Saturday, September 15, 2007

Archbishop: the Monarch should remain ‘Defender of the Faith’

Hallelujah! At last, the 104th Archbishop of Canterbury, Dr Rowan Williams, has spoken out. And The Daily Telegraph takes Cranmer’s theme when it observes: ‘As politics concentrates increasingly on moral questions, so the church has become ever more political’. And if Dr Williams’ interview is anything to go by, the Church of England intends in the future to take a more high profile stand on moral issues than it had done over recent years. And this permits even the Romophile BBC to report favourably upon the Established Church. It is not so much the Archbishop's speaking out that is welcome, for he has said an awful lot since his enthronement in 2003 which has been insignificant, inept, and unacceptably compromising. But the assertions he makes in this interview are a cause of considerable political hope and theological optimism.

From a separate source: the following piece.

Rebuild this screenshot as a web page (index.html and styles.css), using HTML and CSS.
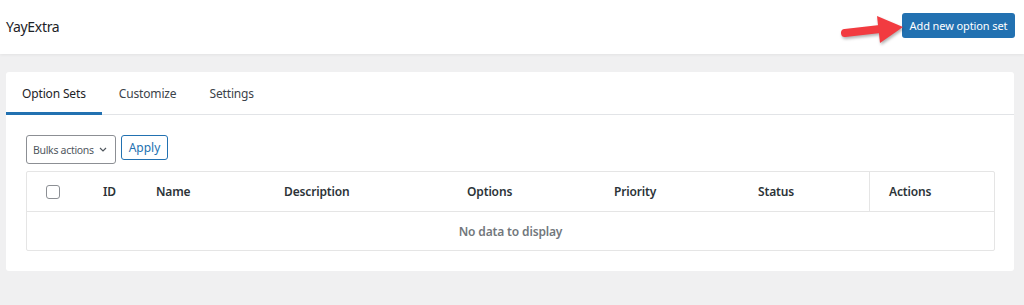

There is rightly a primary focus on ‘our broken society’, and the Archbishop places the blame ‘pushy parents’, materialism and multiculturalism. He observes: ‘Modern society, with its emphasis on exam results, material success and constant entertainment, is stunting the emotional development of young people.’ He refers to ‘the claustrophobia of intense achievement in middle class areas’, and compares it to gang culture. Quite so, and as sure as night follows day, society shall reap what it is presently sowing. He attacks the cult of celebrity and accuses broadcasters including the BBC and Channel 4 of encouraging a culture of ‘shamelessness’ with shows such as Big Brother.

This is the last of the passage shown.